Education Secretary Bridget Phillipson says the reforms are “bold reforms” intended to end snobbery in post‑16 education and to support young people to build secure, future‑proof careers. The Department for Education links the reform package to a broader aim to reduce the number of young people not in education, employment or training, a group that has risen to almost one million, and to meet a target for higher levels of apprenticeship, training or university participation by age 25 set out by the Prime Minister Sir Keir Starmer.
Who has reacted to the announcement and what are the expected impacts?
The Sixth Form Colleges Association welcomed the announcement, and college leaders who already run mixed vocational, technical and academic routes say the phased roll out offers a chance to level opportunity. Ken Merry, principal of York College, said, “I’m really excited to see them roll out over the next kind of few years until we’ve got a full complement of V‑levels alongside a full suite of A‑levels. ” For leaders in further education the changes present practical choices about staffing, employer partnerships and curriculum design as new subjects are introduced in stages.
Officials say the V‑levels will be designed with employer needs in mind and will form part of a broader strategy to connect study with employment pathways. The staged timeline — 2027 for the first subjects, with further subjects added through 2030 — is intended to give providers time to adapt while keeping current technical qualifications available during the transition.
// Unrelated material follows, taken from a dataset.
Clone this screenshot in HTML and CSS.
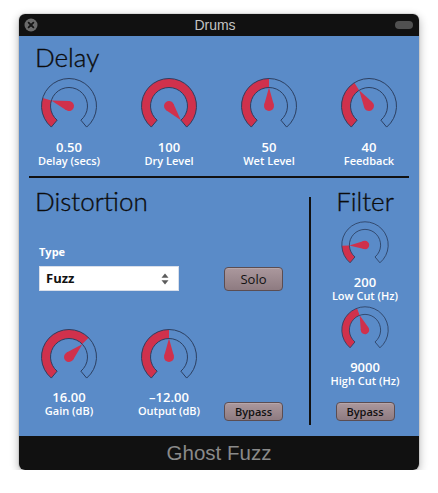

Back in the college corridor, teachers pin new curriculum plans to noticeboards and career advisers fold the three named V‑level options into guidance for students weighing A‑levels, T‑levels and vocational routes. For a teenager deciding whether to pursue digital skills or a finance pathway, the incoming V‑levels offer a clearer, employer‑linked credential. The corridor hums with possibility and uncertainty in equal measure: a first cohort will test whether the planned mix of vocational and academic study truly widens routes to stable employment, or whether further adjustments will be needed as the roll out continues.